Há fortes suspeitas de que pessoas muito ricas do Qatar têm doado dinheiro aos jihadistas bem como o próprio Governo, que fornece armas e dinheiro aos jihadistas na Síria. O Qatar é também acusado de apoiar um grupo anteriormente conhecido com Frente al-Nusra, afiliada da Al-Qaeda.

A Arábia Saudita acusa ainda o Qatar de apoiar "as atividades de grupos terroristas apoiados pelo Irão na província de Qatif", leste do país, onde se concentra a minoria xiita do reino saudita. Riade e Teerão romperam relações diplomáticas em janeiro de 2016 quando foi executado um líder xiita na Arábia Saudita.

Influência regional contestada

Um dos mais pequenos países árabes (11.437 km2, 2,4 milhões de habitantes, 90% estrangeiros), o Qatar recusou integrar a federação dos Emirados Árabes Unidos em 1971 quando se tornou independente ao fim de 55 anos de protetorado britânico.

Governado pela família Al-Thani desde meados do século XIX - o atual emir xeique Tamim Ben Hamad Al-Thani reina desde 2013 - intensificou a sua atividade diplomática com as Primaveras Árabes de 2011, apoiado pelo influente canal de televisão Al-Jazeera. O apoio à irmandade Muçulmana desencadeou a primeira crise regional com a Arábia Saudita, os Emirados Árabes Unidos e o Bahrein, em 2014.

O país tem uma Constituição, adotada em referendo em em vigor desde 2005, que não permite os partidos políticos mas institui o princípio - que nunca foi aplicado - da eleição de 2/3 dos 45 membros do Conselho Consultivo. As mulheres votaram pela primeira vez em 1999, em eleições municipais.

Membro da OPEP, o Qatar é o primeiro produtor e exportador mundial de gás natural liquefeito e tem 1/3 das reservas mundiais.

O que aconteceu a 5 de junho de 2017

- A Arábia Saudita encerrou todas as fronteiras terrestres, marítimas e aéreas com a pequena península rica em petróleo e gás. Seguiram-se-se o Bahrein, os Emirados Árabes Unidos, o Egito, o Iémen e a Líbia.

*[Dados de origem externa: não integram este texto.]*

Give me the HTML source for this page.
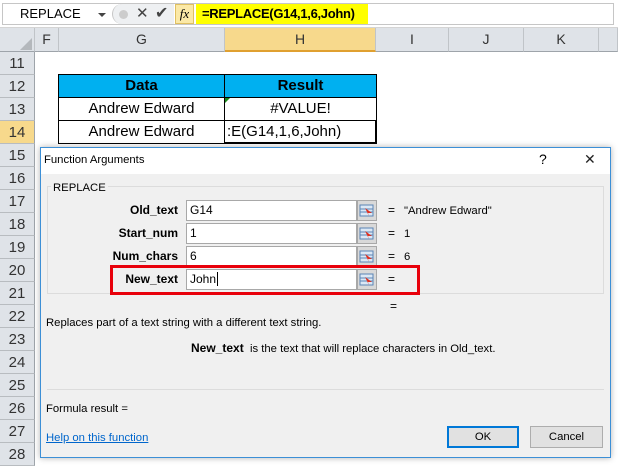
<!DOCTYPE html>
<html><head><style>
*{margin:0;padding:0;box-sizing:border-box}
body{width:618px;height:460px;position:relative;overflow:hidden;background:#fff;font-family:"Liberation Sans",sans-serif}
.a{position:absolute}
.ch{position:absolute;top:28px;height:24px;background:#dfe3e8;border-right:1px solid #c0c4c8;border-bottom:1px solid #9ea4aa;font-size:14px;color:#333;text-align:center;line-height:23px}
.rh{position:absolute;left:0;width:35px;height:23px;background:#dfe3e8;border-bottom:1px solid #b8bcc0;border-right:1px solid #9ea4aa;font-size:15px;color:#333;text-align:center;line-height:23px}
.cell{position:absolute;border:1px solid #000;font-size:15px;text-align:center;line-height:21px;color:#000}
.d{font-size:11.3px;color:#000;margin-top:1px}
.lbl{position:absolute;right:440px;font-size:12px;font-weight:bold;text-align:right}
.inp{position:absolute;left:186px;width:171px;height:21px;background:#fff;border:1px solid #a8a8a8;font-size:12px;line-height:19px;padding-left:3px}
.btn{position:absolute;left:357px;width:20px;height:21px;background:#d9d9d9;border:1px solid #a8a8a8}
.eq{position:absolute;left:388px;font-size:12px}
.val{position:absolute;left:404px;font-size:11.3px;margin-top:2px}
</style></head><body>
<div class="a" style="left:0;top:0;width:618px;height:28px;background:#fff;border-bottom:1px solid #d4d4d4"></div>
<div class="a" style="left:2px;top:3px;width:612px;height:22px;border:1px solid #c6c6c6"></div>
<div class="a" style="left:20px;top:6px;font-size:13px">REPLACE</div>
<div class="a" style="left:98px;top:13px;border-left:4px solid transparent;border-right:4px solid transparent;border-top:4px solid #444"></div>
<div class="a" style="left:112px;top:4px;width:62px;height:20px;background:#eef0f2;border-left:1px solid #c6c6c6;border-radius:10px 0 0 10px"></div>
<div class="a" style="left:119px;top:10px;width:9px;height:9px;border-radius:50%;background:#ccc"></div>
<div class="a" style="left:136px;top:4px;font-size:15px;color:#444">✕</div>
<div class="a" style="left:155px;top:3px;font-size:16px;color:#444">✔</div>
<div class="a" style="left:175px;top:4px;width:19px;height:20px;background:#fbe9a7;border:1px solid #e0c060;font-family:'Liberation Serif',serif;font-style:italic;font-size:13px;text-align:center;line-height:18px">fx</div>
<div class="a" style="left:196px;top:4px;width:172px;height:20px;background:#ffff00;font-size:13px;letter-spacing:-0.3px;font-weight:bold;line-height:20px;padding-left:6px">=REPLACE(G14,1,6,John)</div>
<div class="ch" style="left:0;width:35px"></div>
<div class="a" style="left:20px;top:38px;border-left:12px solid transparent;border-bottom:12px solid #b4b8bc"></div>
<div class="ch" style="left:35px;width:24px">F</div>
<div class="ch" style="left:59px;width:166px">G</div>
<div class="ch" style="left:225px;width:151px;background:#f7d98c;border-bottom:2px solid #e0a030">H</div>
<div class="ch" style="left:376px;width:73px">I</div>
<div class="ch" style="left:449px;width:75px">J</div>
<div class="ch" style="left:524px;width:75px">K</div>
<div class="ch" style="left:599px;width:19px"></div>
<div class="rh" style="top:52px">11</div>
<div class="rh" style="top:75px">12</div>
<div class="rh" style="top:98px">13</div>
<div class="rh" style="top:121px;background:#f7d98c">14</div>
<div class="rh" style="top:144px">15</div>
<div class="rh" style="top:167px">16</div>
<div class="rh" style="top:190px">17</div>
<div class="rh" style="top:213px">18</div>
<div class="rh" style="top:236px">19</div>
<div class="rh" style="top:259px">20</div>
<div class="rh" style="top:282px">21</div>
<div class="rh" style="top:305px">22</div>
<div class="rh" style="top:328px">23</div>
<div class="rh" style="top:351px">24</div>
<div class="rh" style="top:374px">25</div>
<div class="rh" style="top:397px">26</div>
<div class="rh" style="top:420px">27</div>
<div class="rh" style="top:443px">28</div>
<div class="cell" style="left:58px;top:74px;width:167px;height:24px;background:#00b0f0;font-weight:bold">Data</div>
<div class="cell" style="left:224px;top:74px;width:153px;height:24px;background:#00b0f0;font-weight:bold">Result</div>
<div class="cell" style="left:58px;top:97px;width:167px;height:24px">Andrew Edward</div>
<div class="cell" style="left:224px;top:97px;width:153px;height:24px">#VALUE!</div>
<div class="a" style="left:225px;top:98px;border-right:5px solid transparent;border-top:5px solid #1a8a1a"></div>
<div class="cell" style="left:58px;top:120px;width:167px;height:24px">Andrew Edward</div>
<div class="cell" style="left:224px;top:120px;width:153px;height:24px;text-align:left;padding-left:2px;border-width:1px 2px 2px 1px">:E(G14,1,6,John)</div>
<div class="a" style="left:40px;top:147px;width:571px;height:311px;background:#f0f0f0;border:1px solid #3c8fd6;box-shadow:0 0 6px rgba(0,0,0,.3)"></div>
<div class="a" style="left:41px;top:148px;width:569px;height:26px;background:#fff"></div>
<div class="a d" style="left:44px;top:153px">Function Arguments</div>
<div class="a" style="left:539px;top:151px;font-size:14px">?</div>
<div class="a" style="left:584px;top:151px;font-size:14px;color:#222">✕</div>
<div class="a" style="left:47px;top:186px;width:557px;height:108px;border:1px solid #dcdcdc"></div>
<div class="a d" style="left:51px;top:181px;background:#f0f0f0;padding:0 2px">REPLACE</div>
<div class="lbl" style="top:203px">Old_text</div>
<div class="lbl" style="top:226px">Start_num</div>
<div class="lbl" style="top:249px">Num_chars</div>
<div class="lbl" style="top:272px">New_text</div>
<div class="inp" style="top:200px">G14</div>
<div class="inp" style="top:223px">1</div>
<div class="inp" style="top:246px">6</div>
<div class="inp" style="top:269px">John<span style="border-left:1px solid #000;margin-left:1px"></span></div>
<div class="btn" style="top:200px"></div><div class="btn" style="top:223px"></div><div class="btn" style="top:246px"></div><div class="btn" style="top:269px"></div>
<svg class="a" style="left:359px;top:203px" width="16" height="86">
<g id="ic"><rect x="1" y="2" width="13" height="11" fill="#dbe8f5" stroke="#5b85b5"/><line x1="1" y1="6" x2="14" y2="6" stroke="#5b85b5"/><line x1="1" y1="9" x2="14" y2="9" stroke="#5b85b5"/><path d="M6 5 L13 10 L9 10 L10 13 Z" fill="#e03020"/></g>
<use href="#ic" y="23"/><use href="#ic" y="46"/><use href="#ic" y="69"/></svg>
<div class="eq" style="top:203px">=</div><div class="val" style="top:203px">"Andrew Edward"</div>
<div class="eq" style="top:226px">=</div><div class="val" style="top:226px">1</div>
<div class="eq" style="top:249px">=</div><div class="val" style="top:249px">6</div>
<div class="eq" style="top:272px">=</div>
<div class="a" style="left:110px;top:265px;width:310px;height:30px;border:3px solid #e8000b"></div>
<div class="eq" style="top:299px;left:390px">=</div>
<div class="a d" style="left:46px;top:316px">Replaces part of a text string with a different text string.</div>
<div class="a d" style="left:191px;top:340px"><b style="font-size:12px">New_text</b>&nbsp; is the text that will replace characters in Old_text.</div>
<div class="a" style="left:47px;top:389px;width:557px;height:1px;background:#dcdcdc"></div>
<div class="a d" style="left:46px;top:402px">Formula result =</div>
<div class="a d" style="left:46px;top:431px;color:#0066cc;text-decoration:underline">Help on this function</div>
<div class="a d" style="left:447px;top:426px;width:72px;height:22px;background:#e1e1e1;border:2px solid #0078d7;text-align:center;line-height:18px;margin-top:0">OK</div>
<div class="a d" style="left:530px;top:426px;width:73px;height:22px;background:#e1e1e1;border:1px solid #adadad;text-align:center;line-height:20px;margin-top:0">Cancel</div>
</body></html>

- Arábia Saudita, Emirados e Bahrein deram aos visitantes e residentes do Qatar duas semanas para abandonar os seus territórios.

- Emirados Árabes Unidos deram aos diplomatas do Qatar 48 horas para abandonar o país. As linhas aéreas Etihad, Emirates e Flydubai suspenderam todos os voos de e para a capital Doha.

- Os aliados do Golfo Pérsico encerraram o espaço aéreo à Qatar Airways, que suspendeu os seus voos para a Arábia Saudita.

- A agência estatal do Bahrein disse que as relações estavam cortadas porque o Qatar "desestabiliza a segurança do Bahrein ao imiscuir-se nos seus assuntos".

- O Egito deu 48 horas ao embaixador do Qatar para abandonar o Cairo. As ligações aéreas com o Qatar estão suspensas a partir de terça-feira.

- A diplomacia do Qatar rejeitou as acusações e denunciou uma "campanha hostil, fundamentada em calúnias (...) "testemunhando uma premeditação para prejudicar" o país. O MNE reafirmou que o Qatar "respeita a soberania dos outros Estados, não interfere nos assuntos dos outros, além de que luta contra o terrorismo e o extremismo".

- Clube de futebol saudita Al Ahly cancela contrato de patrocínio com a Qatar Airways.

- Arábia Saudita encerra os escritórios da estação de televisão do Qatar Al Jazeera e retira a licença de emissão no reino.

- Maldivas cortam relações diplomáticas com o Qatar.